Questioning Capital Punishment, a new book by James R. Acker, a professor of criminal justice at the University at Albany, provides a comprehensive overview of the death penalty in America. With a basis in court decisions and research studies, the book covers all the key issues and the arguments for and against capital punishment. Chapters are devoted to deterrence, sentencing criteria, racial discrimination, and innocence, among other topics. In reviewing the book, Carol Steiker, a professor at Harvard Law School, said, "In the rapidly changing political and legal landscape around capital punishment, this volume offers up-to-the-minute materials and fair-minded questions to counter the partisan bromides that often dominate the conversation. A terrific introduction to a timely and important issue." In the preface, Prof. Acker wrote, "This volume is intended for anyone who is interested in exploring the history and current status of capital punishment in this country, including its legal foundations, its justifications, and its empirical and policy dimensions."

BOOKS: "I Am Troy Davis"

I Am Troy Davis is a recent book by Jen Marlowe and Troy Davis' sister, Martina Davis-Correia, that tells the story of a possibly innocent man who was executed in Georgia in 2011. Troy Davis was sentenced to death for the murder of a police officer in Savannah. Years later evidence casting doubts about his guilt emerged, including recantations from several of the witnesses who had testified against him. Pope Benedict XVI, President Jimmy Carter, and 51 members of Congress petitioned for his clemency. Regarding the book, actress Susan Sarandon said, "I Am Troy Davis is a painful yet very important book, one that will bring you face to face with the human impact of the death penalty system, prompt you to think deeply about the flaws in our criminal justice system, and inspire you to stand with all those who have been wrongfully placed on death row." Kirkus Reviews called the book, "Poignant and humane... a powerful narrative that challenges the notion that 'the taking of one life can be answered by the taking of another.'"

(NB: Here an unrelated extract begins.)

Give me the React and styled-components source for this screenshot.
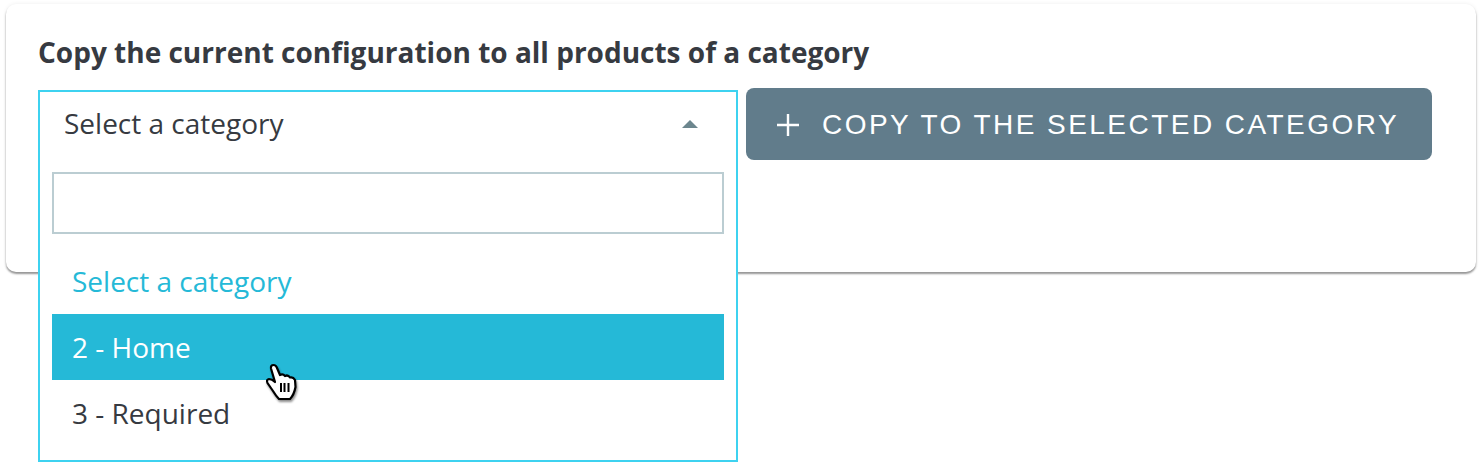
import * as React from "react";
import styled, { createGlobalStyle } from "styled-components";

const GlobalStyle = createGlobalStyle`
  html, body {
    margin: 0;
    padding: 0;
    background: #fff;
  }
  body {
    font-family: "Open Sans", "Liberation Sans", sans-serif;
    color: #363a41;
  }
`;

const Page = styled.div`
  position: relative;
  width: 1482px;
  height: 462px;
  padding: 4px 6px 0;
  box-sizing: border-box;
  overflow: hidden;
`;

const Card = styled.section`
  height: 268px;
  box-sizing: border-box;
  padding: 29px 32px 0;
  background: #fff;
  border-radius: 10px;
  box-shadow: 0 2px 2px rgba(0, 0, 0, 0.4), 0 0 4px rgba(0, 0, 0, 0.07);
`;

const Title = styled.h2`
  margin: 0 0 17px;
  font-size: 28px;
  line-height: 38px;
  font-weight: 700;
  color: #363a41;
`;

const Row = styled.div`
  display: flex;
  align-items: flex-start;
  gap: 8px;
`;

const SelectBox = styled.div`
  position: relative;
  z-index: 2;
  flex: none;
  width: 700px;
  height: 372px;
  margin-top: 2px;
  box-sizing: border-box;
  padding: 0 12px 14px;
  background: #fff;
  border: 2px solid #3ed2f0;
`;

const SelectHead = styled.div`
  display: flex;
  align-items: center;
  justify-content: space-between;
  height: 64px;
  box-sizing: border-box;
  padding: 0 26px 2px 12px;
  font-size: 28px;
`;

const Arrow = styled.span`
  width: 0;
  height: 0;
  margin-top: 2px;
  border-left: 8px solid transparent;
  border-right: 8px solid transparent;
  border-bottom: 8px solid #6c868e;
`;

const SearchInput = styled.input`
  display: block;
  width: 100%;
  height: 62px;
  margin: 16px 0 14px;
  box-sizing: border-box;
  border: 2px solid #bbcdd2;
  background: #fff;
  outline: none;
`;

const Option = styled.div`
  height: 66px;
  padding: 0 20px;
  font-size: 28px;
  line-height: 66px;
  color: ${(p) => (p.$active ? "#fff" : p.$muted ? "#25b9d7" : "#363a41")};
  background: ${(p) => (p.$active ? "#25b9d7" : "transparent")};
`;

const CopyButton = styled.button`
  display: flex;
  flex: none;
  align-items: center;
  gap: 23px;
  width: 686px;
  height: 72px;
  padding: 2px 0 0 31px;
  box-sizing: border-box;
  border: 0;
  border-radius: 8px;
  background: #617c8b;
  color: #fff;
  font-family: "Liberation Sans", Arial, sans-serif;
  font-size: 28px;
  letter-spacing: 2.46px;
  white-space: nowrap;
`;

const Pointer = styled.svg`
  position: absolute;
  z-index: 3;
  left: 264px;
  top: 362px;
  filter: drop-shadow(1px 2px 1px rgba(0, 0, 0, 0.45));
`;

export default function App() {
  return (
    <Page>
      <GlobalStyle />
      <Card>
        <Title>Copy the current configuration to all products of a category</Title>
        <Row>
          <SelectBox>
            <SelectHead>
              Select a category
              <Arrow />
            </SelectHead>
            <SearchInput />
            <Option $muted>Select a category</Option>
            <Option $active>2 - Home</Option>
            <Option>3 - Required</Option>
          </SelectBox>
          <CopyButton>
            <svg width="22" height="22" viewBox="0 0 22 22" fill="none" stroke="#fff" strokeWidth="2.4">
              <path d="M11 0v22M0 11h22" />
            </svg>
            COPY TO THE SELECTED CATEGORY
          </CopyButton>
        </Row>
      </Card>
      <Pointer width="36" height="40" viewBox="0 0 36 40">
        <path
          d="M11 20 L7 6.5 Q6.5 3 9.5 3 Q12 3 13 6 L16 13 Q19 11.5 21 14 Q24 12.5 26 15.5 Q29 14.5 31 18 L31.5 25 Q30 33 26 37 L15 37 Q12 34 9 29 L3.5 21 Q2 17.5 5 17 Q8 17 11 20 Z"
          fill="#fff"
          stroke="#000"
          strokeWidth="2.2"
          strokeLinejoin="round"
        />
        <path d="M17 21v9M20.5 21v9M24.5 21v9" stroke="#000" strokeWidth="2" fill="none" />
      </Pointer>
    </Page>
  );
}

BOOKS: "Gruesome Spectacles" Reveals the History of Botched Executions

A new book, Gruesome Spectacles: Botched Executions and America's Death Penalty, describes the history of flawed executions in the U.S. from 1890 to 2010. During that period, 8,776 people were executed and 276 of those executions went wrong in some way. Of all the methods used, lethal injection had the highest rate of botched executions--about 7%. Austin Sarat, the author of the book and a professor of jurisprudence and political science at Amherst College, described the evolution of new methods of execution: "With each development in the technology of execution, the same promises have been made, that each new technology was safe, reliable, effective and humane. Those claims have not generally been fulfilled." In an interview, Sarat was asked how the recent botched execution of Clayton Lockett might affect the public discussion on the death penalty. He replied, "This execution has happened at a time of national reconsideration of capital punishment. The death penalty is really declining. I’m tempted to say it’s dying in the United States. Public support is down, the number of death sentences over the last decade or so has been cut by two thirds, the number of executions is down by about 50 percent. More and more, Americans are focusing on the practical realities and worrying that while the death penalty might in some abstract way satisfy some people, when you look at how it’s actually administered, maybe it’s not worth the cost."

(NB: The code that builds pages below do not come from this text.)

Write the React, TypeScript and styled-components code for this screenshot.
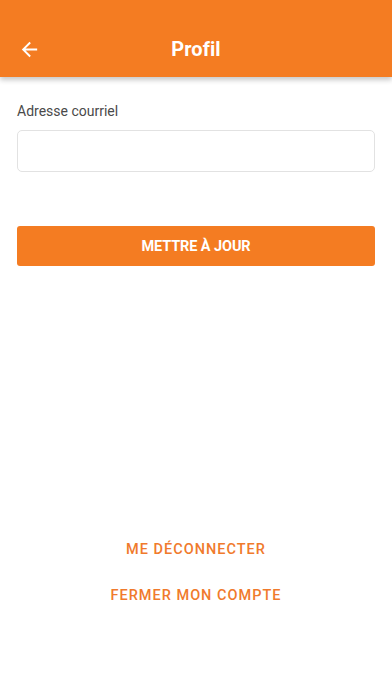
import * as React from 'react';
import styled, { createGlobalStyle } from 'styled-components';

const ORANGE = '#f47c22';

const GlobalStyle = createGlobalStyle`
  html, body {
    margin: 0;
    padding: 0;
    background: #ffffff;
  }
  * {
    box-sizing: border-box;
  }
`;

const Screen = styled.div`
  display: flex;
  flex-direction: column;
  width: 392px;
  height: 696px;
  background: #ffffff;
  font-family: Roboto, 'Liberation Sans', sans-serif;
  overflow: hidden;
`;

const Header = styled.header`
  position: relative;
  display: flex;
  align-items: center;
  justify-content: center;
  height: 77px;
  padding-top: 20px;
  background: ${ORANGE};
  box-shadow: 0 3px 5px rgba(0, 0, 0, 0.22);
  z-index: 1;
`;

const BackButton = styled.button`
  position: absolute;
  left: 16px;
  top: 36px;
  display: flex;
  align-items: center;
  justify-content: center;
  width: 26px;
  height: 26px;
  padding: 0;
  border: none;
  background: transparent;
`;

const Title = styled.h1`
  margin: 0;
  color: #ffffff;
  font-size: 20px;
  font-weight: 700;
  letter-spacing: 0.1px;
`;

const Body = styled.main`
  display: flex;
  flex-direction: column;
  flex: 1;
  padding: 26px 17px 0 17px;
`;

const Label = styled.label`
  color: #4a4a4a;
  font-size: 14px;
  line-height: 17px;
`;

const Input = styled.input`
  margin-top: 10px;
  height: 42px;
  width: 100%;
  border: 1px solid #e2e2e2;
  border-radius: 5px;
  outline: none;
  padding: 0 12px;
  font-family: inherit;
  font-size: 15px;
`;

const PrimaryButton = styled.button`
  margin-top: 54px;
  height: 40px;
  width: 100%;
  border: none;
  border-radius: 3px;
  background: ${ORANGE};
  color: #ffffff;
  font-family: inherit;
  font-size: 14.5px;
  font-weight: 700;
  letter-spacing: -0.1px;
`;

const Footer = styled.div`
  display: flex;
  flex-direction: column;
  align-items: center;
  gap: 28px;
  margin-top: auto;
  padding-bottom: 91px;
`;

const LinkButton = styled.button`
  border: none;
  background: transparent;
  padding: 0;
  color: #f07a2c;
  font-family: inherit;
  font-size: 14.5px;
  font-weight: 500;
  letter-spacing: 1px;
  line-height: 18px;
`;

export default function App() {
  const [email, setEmail] = React.useState('');

  return (
    <>
      <GlobalStyle />
      <Screen>
        <Header>
          <BackButton aria-label='Retour'>
            <svg width='23' height='23' viewBox='0 0 24 24'>
              <path
                d='M20 11H7.83l5.59-5.59L12 4l-8 8 8 8 1.41-1.41L7.83 13H20v-2z'
                fill='#ffffff'
              />
            </svg>
          </BackButton>
          <Title>Profil</Title>
        </Header>
        <Body>
          <Label htmlFor='email'>Adresse courriel</Label>
          <Input
            id='email'
            value={email}
            onChange={(e) => setEmail(e.target.value)}
          />
          <PrimaryButton>METTRE À JOUR</PrimaryButton>
          <Footer>
            <LinkButton>ME DÉCONNECTER</LinkButton>
            <LinkButton>FERMER MON COMPTE</LinkButton>
          </Footer>
        </Body>
      </Screen>
    </>
  );
}
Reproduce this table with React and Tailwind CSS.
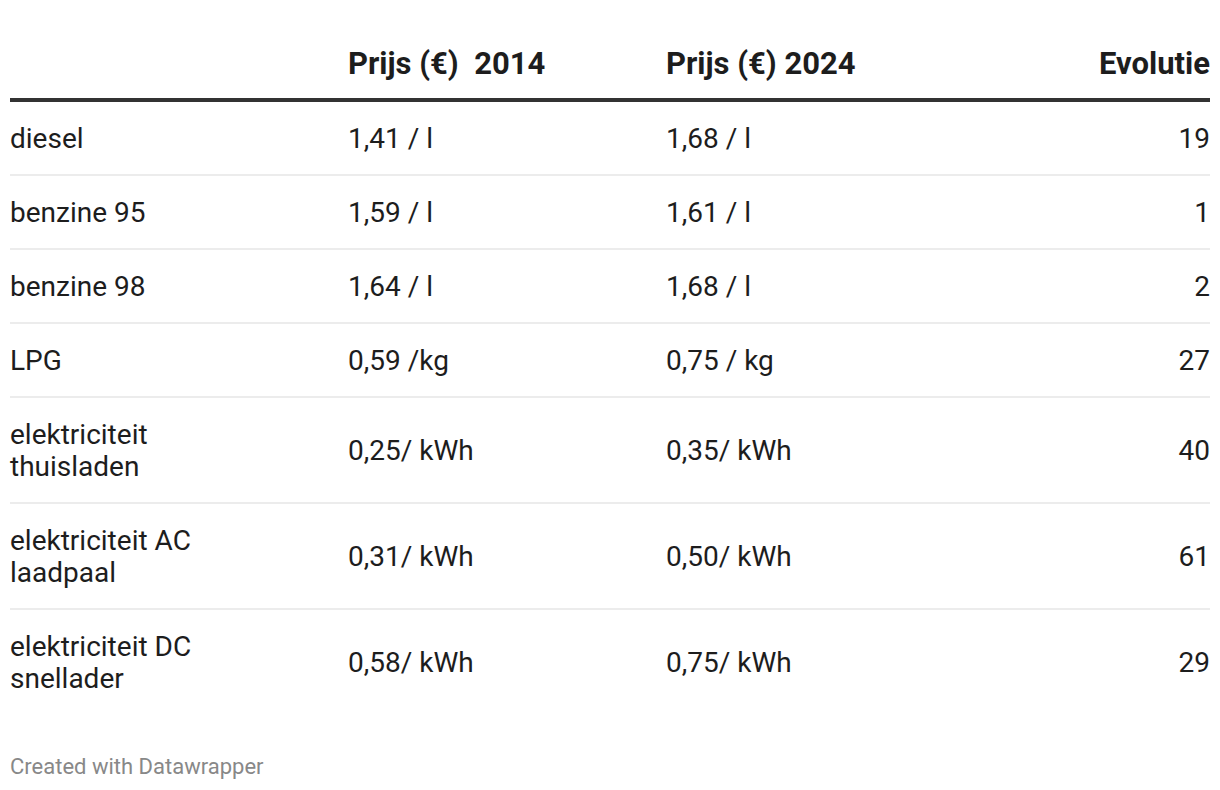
export default function App() {
  const rows = [
    ["diesel", "1,41 / l", "1,68 / l", "19"],
    ["benzine 95", "1,59 / l", "1,61 / l", "1"],
    ["benzine 98", "1,64 / l", "1,68 / l", "2"],
    ["LPG", "0,59 /kg", "0,75 / kg", "27"],
    [["elektriciteit", "thuisladen"], "0,25/ kWh", "0,35/ kWh", "40"],
    [["elektriciteit AC", "laadpaal"], "0,31/ kWh", "0,50/ kWh", "61"],
    [["elektriciteit DC", "snellader"], "0,58/ kWh", "0,75/ kWh", "29"],
  ];
  return (
    <div className="w-[1220px] h-[790px] bg-white text-[#1d1d1d]" style={{ fontFamily: "Roboto, 'Noto Sans', sans-serif" }}>
      <div className="pl-[10px] pr-[10px] pt-[48px]">
        <div className="grid grid-cols-[338px_318px_1fr_200px] items-center pb-[18px] border-b-4 border-[#333] text-[31px] leading-[32px] font-bold">
          <div></div>
          <div className="whitespace-pre">Prijs (€)  2014</div>
          <div>Prijs (€) 2024</div>
          <div className="text-right">Evolutie</div>
        </div>
        {rows.map((r, i) => (
          <div
            key={i}
            className={
              "grid grid-cols-[338px_318px_1fr_200px] items-center pt-[21px] pb-[19px] text-[28px] leading-[32px] " +
              (i < rows.length - 1 ? "border-b-2 border-[#ececec]" : "")
            }
          >
            <div>
              {Array.isArray(r[0]) ? (
                <>
                  <div>{r[0][0]}</div>
                  <div>{r[0][1]}</div>
                </>
              ) : (
                r[0]
              )}
            </div>
            <div>{r[1]}</div>
            <div>{r[2]}</div>
            <div className="text-right">{r[3]}</div>
          </div>
        ))}
        <div className="mt-[39px] text-[22px] leading-[28px] text-[#888888]">Created with Datawrapper</div>
      </div>
    </div>
  );
}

BOOKS: Quest for Justice - Defending the Damned

In his book, "Quest for Justice: Defending the Damned," Richard Jaffe explores the problems of the American death penalty system through his experience as a capital defense attorney in Alabama. During the past twenty years, Jaffe has helped secure the release of three death row inmates: Randall Padgett and Gary Drinkard, who were fully exonerated, and James Cochran, who was cleared of murder charges, but pleaded guilty to a related robbery charge. In his book, Jaffe wrote, "I always keep in mind the maxim that history will judge a society by the way it treats its weakest and most vulnerable. Although most would assume that applies to the poor and the elderly, all one has to do is look at those who end up on death row: an overwhelming number are poor, disenfranchised and suffer from some mental defect or even brain damage." Charles J. Ogletree, Jr., a Harvard Law Professor, said of Quest for Justice, "This book tells the stories of people once convicted and sentenced to death and later acquitted of the same charges. It tells how it happened, shows the criminal courts are fallible and that poor people facing the death penalty may live or die depending on the competence and dedication of the lawyers appointed to defend them."

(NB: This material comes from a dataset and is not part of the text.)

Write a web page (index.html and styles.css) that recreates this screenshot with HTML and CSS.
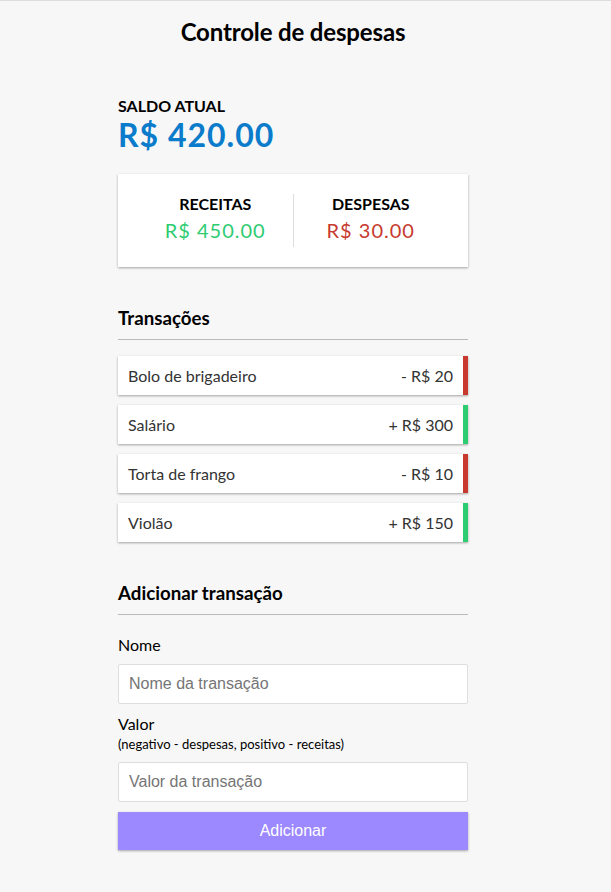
FILE: index.html
```html
<!DOCTYPE html>
<html lang="pt-BR">
<head>
<meta charset="UTF-8">
<title>Controle de despesas</title>
<link rel="stylesheet" href="styles.css">
</head>
<body>
  <h2 class="title">Controle de despesas</h2>
  <div class="container">
    <h4>Saldo atual</h4>
    <h1 class="balance">R$ 420.00</h1>

    <div class="inc-exp-container">
      <div>
        <h4>Receitas</h4>
        <p class="money plus">R$ 450.00</p>
      </div>
      <div>
        <h4>Despesas</h4>
        <p class="money minus">R$ 30.00</p>
      </div>
    </div>

    <h3>Transações</h3>
    <ul class="list">
      <li class="minus">Bolo de brigadeiro <span>- R$ 20</span></li>
      <li class="plus">Salário <span>+ R$ 300</span></li>
      <li class="minus">Torta de frango <span>- R$ 10</span></li>
      <li class="plus">Violão <span>+ R$ 150</span></li>
    </ul>

    <h3>Adicionar transação</h3>
    <form class="form">
      <div class="form-control">
        <label for="text">Nome</label>
        <input type="text" id="text" placeholder="Nome da transação">
      </div>
      <div class="form-control">
        <label for="amount">Valor <br><small>(negativo - despesas, positivo - receitas)</small></label>
        <input type="number" id="amount" placeholder="Valor da transação">
      </div>
      <button class="btn" type="button">Adicionar</button>
    </form>
  </div>
</body>
</html>
```
FILE: styles.css
```css
* {
  box-sizing: border-box;
}

html {
  border-top: 1px solid #dddddd;
}

body {
  background-color: #f7f7f7;
  display: flex;
  flex-direction: column;
  align-items: center;
  justify-content: center;
  min-height: 100vh;
  margin: 0;
  padding-right: 25px;
  font-family: Lato, "Open Sans", sans-serif;
}

.title {
  font-size: 24px;
  letter-spacing: -0.15px;
  margin: 16px 0 20px;
}

.container {
  margin: 30px auto;
  width: 350px;
}

h1 {
  letter-spacing: 1px;
  margin: 0;
}

.balance {
  color: #0b7bcb;
  font-size: 32px;
}

h3 {
  border-bottom: 1px solid #bbb;
  padding-bottom: 10px;
  margin: 40px 0 10px;
  font-size: 18.72px;
}

h4 {
  margin: 0;
  text-transform: uppercase;
  font-size: 16px;
}

.inc-exp-container {
  background-color: #fff;
  box-shadow: 0 1px 3px rgba(0, 0, 0, 0.12), 0 1px 2px rgba(0, 0, 0, 0.24);
  padding: 20px;
  display: flex;
  justify-content: space-between;
  margin: 20px 0;
}

.inc-exp-container > div {
  flex: 1;
  text-align: center;
}

.inc-exp-container > div:first-of-type {
  border-right: 1px solid #dedede;
}

.money {
  font-size: 20px;
  letter-spacing: 1px;
  margin: 5px 0;
}

.money.plus {
  color: #2ecc71;
}

.money.minus {
  color: #c83a2e;
}

label {
  display: inline-block;
  margin: 10px 0;
}

small {
  font-size: 13px;
}

input {
  border: 1px solid #dedede;
  border-radius: 2px;
  display: block;
  font-family: "Liberation Sans", Arial, sans-serif;
  font-size: 16px;
  padding: 10px;
  width: 100%;
  background: #fff;
}

input::placeholder {
  color: #757575;
}

.btn {
  cursor: pointer;
  background-color: #9c88ff;
  box-shadow: 0 1px 3px rgba(0, 0, 0, 0.12), 0 1px 2px rgba(0, 0, 0, 0.24);
  color: #fff;
  border: 0;
  display: block;
  font-family: "Liberation Sans", Arial, sans-serif;
  font-size: 16px;
  margin: 10px 0 30px;
  padding: 10px;
  width: 100%;
}

.list {
  list-style-type: none;
  padding: 0;
  margin-bottom: 40px;
}

.list li {
  background-color: #fff;
  box-shadow: 0 1px 3px rgba(0, 0, 0, 0.12), 0 1px 2px rgba(0, 0, 0, 0.24);
  color: #333;
  display: flex;
  justify-content: space-between;
  padding: 10px;
  margin: 10px 0;
}

.list li.plus {
  border-right: 5px solid #2ecc71;
}

.list li.minus {
  border-right: 5px solid #c83a2e;
}
```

BOOKS: "The Wrong Carlos" Argues Texas Executed an Innocent Man

One of the strongest accounts pointing to the execution of a probably innocent man in recent times concerns the case of Carlos DeLuna, who was executed in Texas in 1989. In a forthcoming book, The Wrong Carlos: Anatomy of a Wrongful Execution, Professor James Liebman of Columbia Law School describes his investigation into the case, along with a team of students. The investigation uncovered serious problems in DeLuna's case, including faulty eyewitness testimony and the police's failure to investigate another potential suspect. DeLuna maintained his innocence and said another man, Carlos Hernandez, committed the crime. Hernandez and DeLuna looked so similar that their own families mistook photos of the men for each other. Moreover, Hernandez had a history of violent crimes like the one for which DeLuna was executed. The book and its accompanying website provide evidence of a grave mistake with police and witness records, trial transcripts, photographs, and more. The Wrong Carlos will be released in July 2014 but is available for pre-order now.